MotorCycle Industry Pulls Together To Fight Bike Theft

By: | Published 25 July 2012, 12:39 | Views: 7,821 | tags: mcia, motorcycle industry, anti-theft, bike thefts, thieves, stealing, motorcycles, bikes, datatag, security, ultra violet, uv, standard, new, factory, manufactures, 2013, master, security scheme
Recognising the effect that motorcycle crime is having on the motorcycle community, the Motorcycle Industry Association (MCI), has launched an official security marking scheme called The MASTER* Security Scheme to be utilised by its motorcycle members.
Figures from the MCI show an estimated 43% of all insurance total loss payouts are due to theft and added to this the figures from the Motorcycle Crime Reduction Group suggest that 40% of victims of motorcycle theft leave the motorcycle community.
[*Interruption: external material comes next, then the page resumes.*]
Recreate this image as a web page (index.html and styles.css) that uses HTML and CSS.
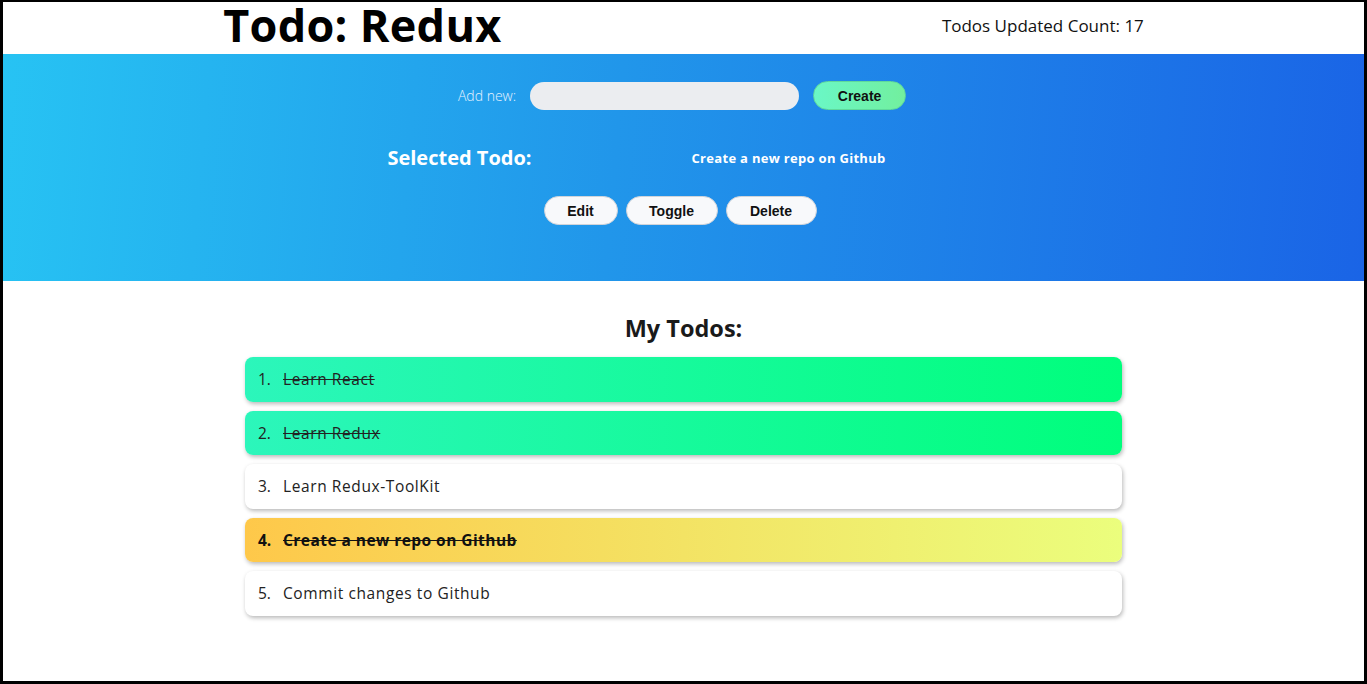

The MASTER Security Scheme, a motorcycle and scooter security marking and secure registration programme, has been developed in conjunction with the police authorities and Datatag, the country’s foremost supplier of security marking technology, who will supply not only the component marking elements of the scheme but also the registration infrastructure and call centre operation. The scheme has the backing of the major manufacturers and the Metropolitan Police in the battle to reduce crime and keep Britain's bikers riding.

Steve Kenward, CEO of the MCI said

'Theft is and has been a great concern for the industry and we need to do all we can to help combat it.  Security marking of bikes has been proven to be effective in both reducing theft and aiding recovery, and we are confident that by launching this scheme we not only promote standardisation across the industry but also start a long term reduction in motorcycle crime as the parc of motorcycles marked by the MASTER Security Scheme grows over the coming years.' He went on to say 'As modern machines become more valuable their appeal to criminals increases - we all therefore, need to do more to ensure we don't fall victim as an industry or individual’.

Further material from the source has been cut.